How to make sure the team is productive? The answer is: by measuring outputs. 

Shift focus from “doing” to “have done”

A Behance study discovered that shifting the focus from time-tracking to idea generation and remote team building improved job satisfaction among employees, increased engagement, and boosted overall productivity. 

Researchers explain the surge of efficiency with three reasons:

  • When we are tired, our brains don’t work well. The participants of a study who were sleep-deprived had slower reaction times and responses to events because the neurons of their brain needed more time to fire. 
  • Idea generation happens in spurs, not on a schedule. An hour of productive research can lead to more creative thought and generate more impact than a full day of mindless presence. 
  • Forcing the team to work beyond its capacity leads to employees resenting their jobs.

Thus, top-notch managers and researchers encourage team leaders to focus on outputs, not inputs. Establish a series of metrics for tracking the productivity of your peers instead of focusing on how much time the team spends at workplaces. This way, your employees will be able to build work-life balance and be motivated to hit the benchmark as quickly as possible and get extra time to “Netflix and chill”. 

Create a safe space

If they led to success, none of us regret failures, Thomas Edison was once asked about his feelings regarding 10,000 failed light bulb tests – the scientist replied: “I have not failed. I’ve just found 10,000 ways that won’t work.”

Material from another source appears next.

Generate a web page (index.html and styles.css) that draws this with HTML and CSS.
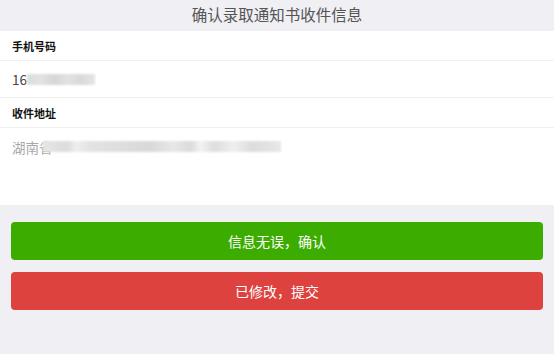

That is a healthy relationship with setbacks that should be standard both on an individual and organizational levels. 

However, it’s much harder to stay optimistic about failures when facing them in real-time. The co-founder of Pixar, Ed Catmull explains this by calling setbacks “asymmetrical in time” – it’s easy to brush it off in retrospective and next-to-impossible to plunge through in the present. 

We don’t like to fail, but failure often marks the road for success. That’s why, as absurd as it sounds, team leaders should encourage employees to fail as long as they keep trying. What are the ways to create a safe environment, where no stakes come with failures? Here are the trajectories worth exploring:

  • Reliance on technology. Creating test environments and modeling situations puts teams on a safe playground, where failures are not disastrous and stay under control. 
  • Having enough data to bounce back. Creating a safe environment means allowing teammates to recover from failures as quickly as possible without anyone noticing. “We aim to make mistakes faster than anyone else” the founder of Spotify once said. 
  • Admit to leadership failures. No one is immune to misjudgments – not the team, not its leaders. That’s why business owners and managers should be vocal about their failures as proof of openness, transparency, and humanity. 

The Bottom Line

Business owners often misinterpret employee retention as “making people stay on the team”. In my opinion, it’s better to adopt a different approach to retention, defining it as “encouraging people to stay passionate and curious at work”. 

The strategies for retaining remote (or offline, for that matter) teams are fostering ever-learning, promoting freedom and trust, and looking for ways to build human relationships. 

Once you tick these checkboxes, all other pieces of the productivity puzzle will fall into place, helping leaders build dynamic and long-lasting teams.